Sears recalled that many “terrible, unconscionable” acts have been perpetrated throughout history, such as the mass murder of Jews under the Nazi regime, “all by people just following orders.”

“It’s easy to say, well, I wouldn’t do that. I would resist,” noted Sears. “But would you disobey a morally unjust order even if it meant personal sacrifice?”

Sears then described the “astonishing” Milgram Experiments on obedience to authority conducted in the 1960s that were designed to explain the “psychology of genocide.”

During this experiment, the unsuspecting subjects — mostly men from a wide range of occupations — were commanded to administer what they thought were increasing levels of electric shock to someone strapped into an “electric chair.” The researcher in a lab coat — perceived as an authority figure — told them to administer shocks for incorrect answers on a memory test.

Unbeknown to the real subjects, the person in the electric chair was in on the experiment and was not actually experiencing electric shock but was acting on a script when they eventually cried out in “pain” and even protested to leave the chair. “As the number of incorrect answers rose, so did the severity of the shocks,” noted Sears.

Sears pointed out that “an astonishing 65 percent of subjects obeyed” the firm command to continue the experiment to the point of “administering” a huge, deadly 450-volt shock “simply because the lab coat-wearing researcher insisted on it,” even after audible protests and cries from the “victim.”

“The experiment’s designer, Stanley Milgram, a Yale psychologist, concluded when authority was pitted against the subject’s strongest moral imperatives against hurting others, and with a subject’s ears ringing with the screams of the victims, authority won more often than not,” said Sears.

According to Sears, this study is relevant for all of us in this moment of history because we ourselves are the subjects of an experiment in obedience.

“Ask yourself, who’s wearing the lab coats today?” said Sears.

“In this real world study of obedience, mask mandates, masked children, vax mandates and enforced segregation imposed by those in real or figurative lab coats are the new shock treatment,” he continued.

“And they’re studying to see how far they can go and how long we’ll obey.”

Like the subjects of the Milgram Experiment who were instructed to administer shocks gradually, today we are made to adapt to authoritarian measures gradually, said Sears: “Tyranny progresses slowly, inch by inch, edict by edict, mandate by mandate, each one chipping away at liberty and freedom until nothing of what we formally took for granted remains.”

These experiments and history then support the declaration by 18th-century statesman Edmund Burke that “The only thing necessary for the triumph of evil is for good men to do nothing.”

“Our willingness to disobey authorities when it makes moral sense to do so, to stay true to our sense of right and wrong, is the most powerful weapon we have,” said Sears.

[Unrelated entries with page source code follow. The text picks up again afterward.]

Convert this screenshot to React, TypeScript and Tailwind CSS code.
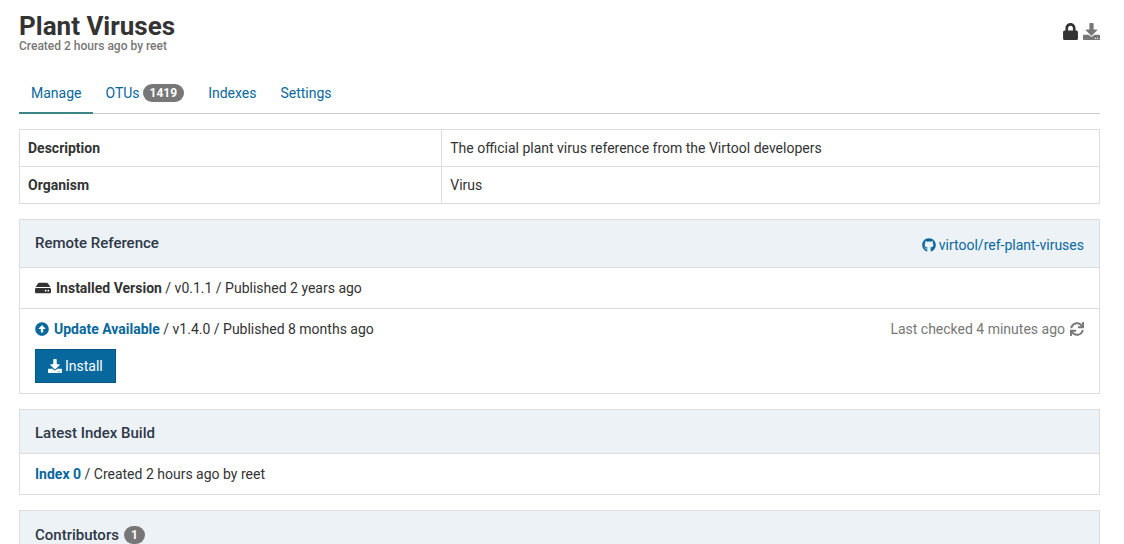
import type { ReactNode } from "react";
import {
  FaArrowAltCircleUp,
  FaDownload,
  FaGithub,
  FaHdd,
  FaLock,
  FaSync,
} from "react-icons/fa";

function Badge({ children }: { children: ReactNode }) {
  return (
    <span className="inline-block rounded-full bg-[#777777] px-[7px] py-[3px] text-center text-xs leading-3 font-bold text-white">
      {children}
    </span>
  );
}

function Tab({ active, children }: { active?: boolean; children: ReactNode }) {
  return (
    <a
      href="#"
      aria-current={active ? "page" : undefined}
      className={
        active
          ? "-mb-px flex items-center gap-[3px] border-b-2 border-[#3c8786] px-3 pt-2.5 pb-[9px] text-[#07689d]"
          : "-mb-px flex items-center gap-[3px] border-b-2 border-transparent px-3 pt-2.5 pb-[9px] text-[#07689d]"
      }
    >
      {children}
    </a>
  );
}

function Panel({ header, children }: { header: ReactNode; children?: ReactNode }) {
  return (
    <section className="mt-[15px] border border-[#dddddd]">
      <header className="flex items-center justify-between bg-[#edf2f7] px-[15px] text-[#2d3748]">
        {header}
      </header>
      {children}
    </section>
  );
}

export default function App() {
  return (
    <main className="h-screen overflow-hidden bg-white pt-3 pr-6 pl-[19px] font-['Roboto',sans-serif] text-sm leading-5 text-[#333333]">
      <header className="flex items-center justify-between">
        <div>
          <h1 className="text-[26px] leading-7 font-bold">Plant Viruses</h1>
          <p className="text-xs leading-3 font-medium text-[#777777]">
            Created 2 hours ago by reet
          </p>
        </div>
        <div className="flex items-center gap-1 pb-0.5 text-[17px]">
          <FaLock aria-label="Locked" />
          <button type="button" aria-label="Download" className="text-[#777777]">
            <FaDownload />
          </button>
        </div>
      </header>

      <nav className="mt-[21px] flex border-b border-[#cccccc]">
        <Tab active>Manage</Tab>
        <Tab>
          OTUs <Badge>1419</Badge>
        </Tab>
        <Tab>Indexes</Tab>
        <Tab>Settings</Tab>
      </nav>

      <table className="mt-[15px] w-full table-fixed border-collapse border border-[#dddddd]">
        <tbody>
          <tr className="border-b border-[#dddddd]">
            <th className="w-[39.1%] border-r border-[#dddddd] p-2 text-left font-bold">
              Description
            </th>
            <td className="p-2">The official plant virus reference from the Virtool developers</td>
          </tr>
          <tr>
            <th className="border-r border-[#dddddd] p-2 text-left font-bold">Organism</th>
            <td className="p-2">Virus</td>
          </tr>
        </tbody>
      </table>

      <Panel
        header={
          <>
            <h2 className="pt-[13px] pb-3.5 text-[15px] leading-5 font-medium">Remote Reference</h2>
            <a href="#" className="flex items-center gap-[3px] pt-0.5 text-[#07689d]">
              <FaGithub /> virtool/ref-plant-viruses
            </a>
          </>
        }
      >
        <div className="flex items-center gap-[5px] border-t border-[#dddddd] px-[15px] py-2.5">
          <FaHdd className="text-base" />
          <span>
            <strong>Installed Version</strong> / v0.1.1 / Published 2 years ago
          </span>
        </div>
        <div className="border-t border-[#dddddd] px-[15px] py-2.5">
          <div className="flex items-center justify-between">
            <div className="flex items-center gap-[5px]">
              <FaArrowAltCircleUp className="text-[#07689d]" />
              <span>
                <strong className="text-[#07689d]">Update Available</strong> / v1.4.0 / Published 8
                months ago
              </span>
            </div>
            <div className="flex items-center gap-[5px] text-[#777777]">
              Last checked 4 minutes ago
              <button type="button" aria-label="Check for updates">
                <FaSync />
              </button>
            </div>
          </div>
          <button
            type="button"
            className="mt-2.5 flex items-center gap-[3px] border border-[#065785] bg-[#07689d] px-3 py-1.5 text-white"
          >
            <FaDownload /> Install
          </button>
        </div>
      </Panel>

      <Panel
        header={
          <h2 className="pt-[13px] pb-2.5 text-[15px] leading-5 font-medium">
            Latest Index Build
          </h2>
        }
      >
        <p className="border-t border-[#dddddd] px-[15px] py-2.5">
          <a href="#" className="font-bold text-[#07689d]">
            Index 0
          </a>{" "}
          / Created 2 hours ago by reet
        </p>
      </Panel>

      <Panel
        header={
          <h2 className="flex items-center gap-[5px] py-3.5 text-[15px] leading-5 font-medium">
            Contributors <Badge>1</Badge>
          </h2>
        }
      />
    </main>
  );
}
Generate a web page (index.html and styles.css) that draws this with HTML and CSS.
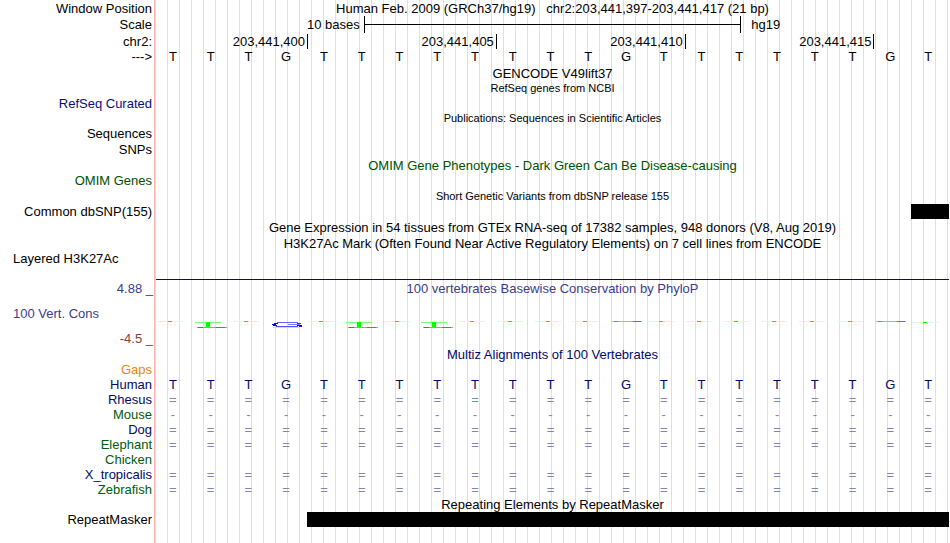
FILE: index.html
```
<!DOCTYPE html>
<html lang="en">
<head>
    <meta charset="UTF-8">
    <meta name="viewport" content="width=device-width, initial-scale=1.0">
    <title>chr2:203,441,397-203,441,417 - Human hg19</title>
    <link rel="stylesheet" href="styles.css">
</head>
<body>
    <svg class="symbols" aria-hidden="true">
        <symbol id="t-flat" viewBox="0 0 37 8">
            <rect x="1" y="0" width="26" height="1" fill="#e0f8e4"/>
            <rect x="12" y="0" width="4" height="1" fill="#14ee14"/>
        </symbol>
        <symbol id="t-low" viewBox="0 0 37 8">
            <rect x="1" y="1" width="26" height="1" fill="#e0f8e4"/>
            <rect x="12" y="1" width="4" height="1" fill="#14ee14"/>
        </symbol>
        <symbol id="t-tall" viewBox="0 0 37 8">
            <rect x="1" y="1" width="26" height="1" fill="#78ff78"/>
            <rect x="12" y="1" width="4" height="5" fill="#00ff00"/>
            <rect x="3" y="6" width="30" height="1" fill="#9696f0"/>
            <rect x="4" y="6" width="5" height="1" fill="#5a5ae6"/>
            <rect x="22" y="6" width="9" height="1" fill="#6464f0"/>
        </symbol>
        <symbol id="g-flat" viewBox="0 0 37 8">
            <rect x="3" y="0" width="30" height="1" fill="#aaaaf5"/>
            <rect x="5" y="0" width="4" height="1" fill="#7878e6"/>
            <rect x="24" y="0" width="8" height="1" fill="#6464f0"/>
        </symbol>
        <symbol id="g-tall" viewBox="0 0 37 8">
            <rect x="8" y="1" width="21" height="1" fill="#6464ff"/>
            <rect x="5" y="2" width="4" height="1" fill="#0000ff"/>
            <rect x="28" y="2" width="4" height="1" fill="#2828ff"/>
            <rect x="3" y="3" width="4" height="1" fill="#0000ff"/>
            <rect x="19" y="3" width="12" height="1" fill="#7878ff"/>
            <rect x="4" y="4" width="4" height="1" fill="#0000ff"/>
            <rect x="28" y="4" width="5" height="1" fill="#0000ff"/>
            <rect x="7" y="5" width="22" height="1" fill="#5050ff"/>
            <rect x="30" y="5" width="3" height="1" fill="#1414ff"/>
            <rect x="4" y="6" width="26" height="1" fill="#dcdccc"/>
        </symbol>
    </svg>

    <main class="browser">
        <div class="row title-row">
            <div class="label">Window Position</div>
            <div class="title">Human Feb. 2009 (GRCh37/hg19) &nbsp; chr2:203,441,397-203,441,417 (21 bp)</div>
        </div>
        <div class="row ruler-row">
            <div class="label">Scale</div>
            <div class="scale">
                <span class="scale-length">10 bases</span>
                <span class="scale-bar"></span>
                <span class="scale-db">hg19</span>
            </div>
        </div>
        <div class="row title-row">
            <div class="label">chr2:</div>
            <div class="ruler">
                <span class="tick first">203,441,400</span>
                <span class="tick">203,441,405</span>
                <span class="tick">203,441,410</span>
                <span class="tick">203,441,415</span>
            </div>
        </div>
        <div class="row title-row base-row">
            <div class="label">---&gt;</div>
            <div class="bases" data-seq="TTTGTTTTTTTTGTTTTTTGT"></div>
        </div>

        <!-- genes -->
        <div class="row title-row">
            <div class="title">GENCODE V49lift37</div>
        </div>
        <div class="row">
            <div class="title small">RefSeq genes from NCBI</div>
        </div>
        <div class="row">
            <div class="label refseq">RefSeq Curated</div>
        </div>
        <div class="row">
            <div class="title small">Publications: Sequences in Scientific Articles</div>
        </div>
        <div class="row">
            <div class="label">Sequences</div>
        </div>
        <div class="row ruler-row">
            <div class="label">SNPs</div>
        </div>

        <!-- variants -->
        <div class="row">
            <div class="title omim">OMIM Gene Phenotypes - Dark Green Can Be Disease-causing</div>
        </div>
        <div class="row">
            <div class="label omim">OMIM Genes</div>
        </div>
        <div class="row title-row">
            <div class="title small">Short Genetic Variants from dbSNP release 155</div>
        </div>
        <div class="row">
            <div class="label">Common dbSNP(155)</div>
            <div class="items"><span class="item snp"></span></div>
        </div>

        <!-- expression and regulation -->
        <div class="row ruler-row">
            <div class="title">Gene Expression in 54 tissues from GTEx RNA-seq of 17382 samples, 948 donors (V8, Aug 2019)</div>
        </div>
        <div class="row">
            <div class="title">H3K27Ac Mark (Often Found Near Active Regulatory Elements) on 7 cell lines from ENCODE</div>
        </div>
        <div class="row signal-row">
            <div class="label left">Layered H3K27Ac</div>
            <div class="signal"></div>
        </div>

        <!-- conservation -->
        <div class="row ruler-row">
            <div class="label limit phylop">4.88 _</div>
            <div class="title phylop">100 vertebrates Basewise Conservation by PhyloP</div>
        </div>
        <div class="row cons-row">
            <div class="cons-labels">
                <div class="label left phylop">100 Vert. Cons</div>
                <div class="label limit negative">-4.5 _</div>
            </div>
            <div class="logo" data-logo="t-flat t-tall t-flat g-tall t-flat t-tall t-flat t-tall t-flat t-flat t-flat t-flat g-flat t-flat t-flat t-flat t-flat t-flat t-flat g-flat t-low"></div>
        </div>
        <div class="row">
            <div class="title species">Multiz Alignments of 100 Vertebrates</div>
        </div>
        <div class="row">
            <div class="label gaps">Gaps</div>
        </div>
        <div class="row">
            <div class="label species">Human</div>
            <div class="bases species" data-seq="TTTGTTTTTTTTGTTTTTTGT"></div>
        </div>
        <div class="row">
            <div class="label species">Rhesus</div>
            <div class="bases unaligned" data-seq="====================="></div>
        </div>
        <div class="row">
            <div class="label species-alt">Mouse</div>
            <div class="bases unaligned" data-seq="---------------------"></div>
        </div>
        <div class="row">
            <div class="label species">Dog</div>
            <div class="bases unaligned" data-seq="====================="></div>
        </div>
        <div class="row">
            <div class="label species-alt">Elephant</div>
            <div class="bases unaligned" data-seq="====================="></div>
        </div>
        <div class="row">
            <div class="label species-alt">Chicken</div>
        </div>
        <div class="row">
            <div class="label species">X_tropicalis</div>
            <div class="bases unaligned" data-seq="====================="></div>
        </div>
        <div class="row">
            <div class="label species-alt">Zebrafish</div>
            <div class="bases unaligned" data-seq="====================="></div>
        </div>

        <!-- repeats -->
        <div class="row">
            <div class="title">Repeating Elements by RepeatMasker</div>
        </div>
        <div class="row">
            <div class="label">RepeatMasker</div>
            <div class="items"><span class="item repeat"></span></div>
        </div>
    </main>

    <script>
        // One cell per base
        document.querySelectorAll('.bases').forEach((row) => {
            row.innerHTML = [...row.dataset.seq].map((base) => `<span>${base}</span>`).join('');
        });

        // Sequence logo of the conservation score
        document.querySelectorAll('.logo').forEach((row) => {
            row.innerHTML = row.dataset.logo.split(' ').map((id) => `<svg><use href="#${id}"/></svg>`).join('');
        });
    </script>
</body>
</html>
```
FILE: styles.css
```
* {
    box-sizing: border-box;
}
body {
    margin: 0;
    background-color: #fff;
    color: #000;
    font-family: "Liberation Sans", Arial, Helvetica, sans-serif;
    font-size: 13px;
    line-height: 15px;
}
.symbols {
    display: none;
}
/* guide lines every 12px, hidden behind the label column */
.browser {
    min-height: 100vh;
    margin-right: 1px;
    background-image:
        linear-gradient(to right, #fff 154px, #ffb4b4 154px, #ffb4b4 155px, transparent 155px),
        linear-gradient(to right, transparent 11px, #dcdcf5 11px);
    background-size: 100% 100%, 12px 100%;
    background-repeat: no-repeat, repeat;
}
.row {
    display: grid;
    grid-template-columns: 156px minmax(0, 1fr);
    align-items: center;
    height: 15px;
    white-space: nowrap;
}
.title-row {
    height: 16px;
}
.ruler-row {
    height: 17px;
}
.base-row {
    align-items: start;
}
.label {
    grid-column: 1;
    padding-right: 4px;
    text-align: right;
}
.label.left {
    padding-left: 13px;
    text-align: left;
}
.label.limit {
    padding-right: 3px;
}
.title {
    grid-column: 2;
    text-align: center;
}
.small {
    font-size: 11px;
}

/* position ruler */
.scale {
    display: grid;
    grid-template-columns: 1fr calc(100% * 10 / 21) 1fr;
    align-items: center;
}
.scale-length {
    padding-right: 4px;
    text-align: right;
}
.scale-bar {
    height: 17px;
    border: solid #000;
    border-width: 0 1px;
    background: linear-gradient(#000, #000) center / 100% 1px no-repeat;
}
.scale-db {
    padding-left: 10px;
}
.ruler {
    display: grid;
    grid-template-columns: repeat(21, 1fr);
}
.tick {
    grid-column: span 5;
    margin-right: -1px;
    padding-right: 2px;
    border-right: 1px solid #000;
    text-align: right;
}
.tick.first {
    grid-column: span 4;
}
.bases {
    display: grid;
    grid-template-columns: repeat(21, 1fr);
    margin: 0 2px 0 -2px;
    text-align: center;
}

/* items */
.items {
    display: flex;
    justify-content: flex-end;
}
.item {
    height: 15px;
    background-color: #000;
}
.snp {
    width: calc(100% / 21);
}
.repeat {
    width: calc(100% * 17 / 21);
}

/* signal and conservation */
.signal-row {
    align-items: start;
    height: 29px;
}
.signal {
    align-self: end;
    border-bottom: 1px solid #1e0f28;
}
.cons-row {
    align-items: start;
    height: 50px;
}
.cons-labels {
    display: grid;
    gap: 10px;
    padding-top: 9px;
}
.logo {
    display: grid;
    grid-template-columns: repeat(21, 1fr);
    padding-top: 24px;
}
.logo svg {
    width: 37px;
    height: 8px;
    shape-rendering: crispEdges;
}

.refseq {
    color: #0c0c78;
}
.omim {
    color: #005000;
}
.phylop {
    color: #3c3c8c;
}
.negative {
    color: #8c3c3c;
}
.gaps {
    color: #e68a0a;
}
.species {
    color: #000a64;
}
.species-alt {
    color: #005a0a;
}
.unaligned {
    color: #8085b2;
}
```
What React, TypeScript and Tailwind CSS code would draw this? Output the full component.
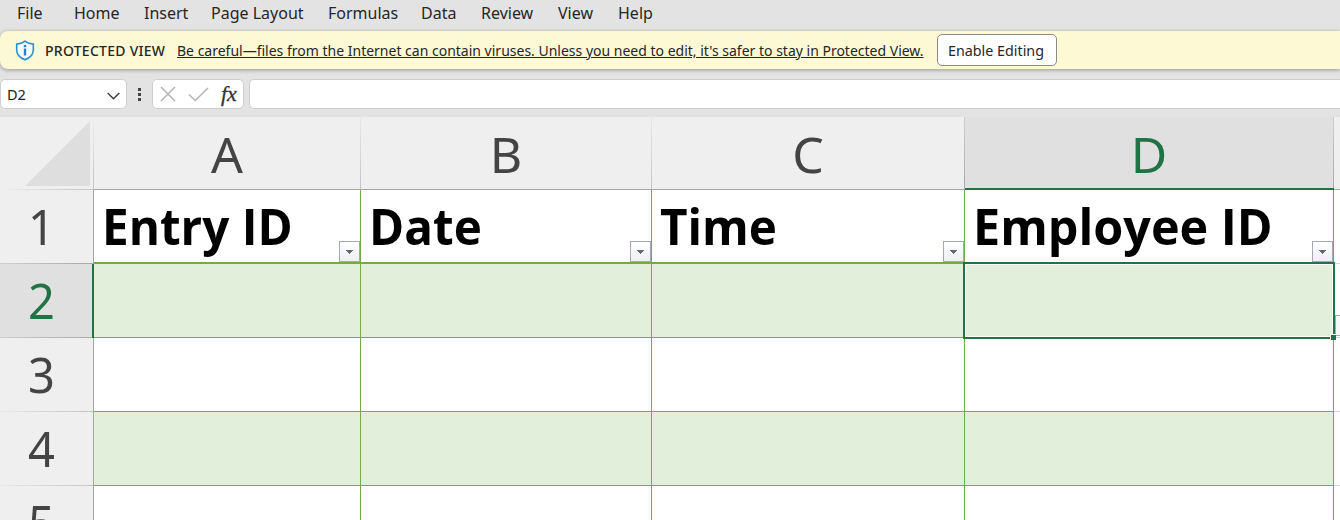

Echoing the counsels of Martin Luther King Jr. and Mahatma Ghandi, Sears urged listeners:

“It’s our moral responsibility and sacred duty to disobey, and to do so now.”

For all of its tragedy, Sears pointed out that the Milgram Experiment contains a source of inspiration for us.

Beyond the encouragement that 35 percent of subjects refused to comply with the experiment’s demands of cruelty, “the best part” of the experiment is its proof that courageous acts embolden others.

“When a subject refused to obey and others witnessed it, the willingness of those others to continue administering the shocks plummeted from 65 percent to just 10 percent.” What does this prove? Courage is contagious,” said Sears.

“When the dust settles, which side of history do you want to be on?”

JP Sears currently has over two million subscribers on YouTube. He has been known for years for using deadpan, sarcastic delivery to shine a light on irrational and damaging patterns of thought and behavior, or societal conventions.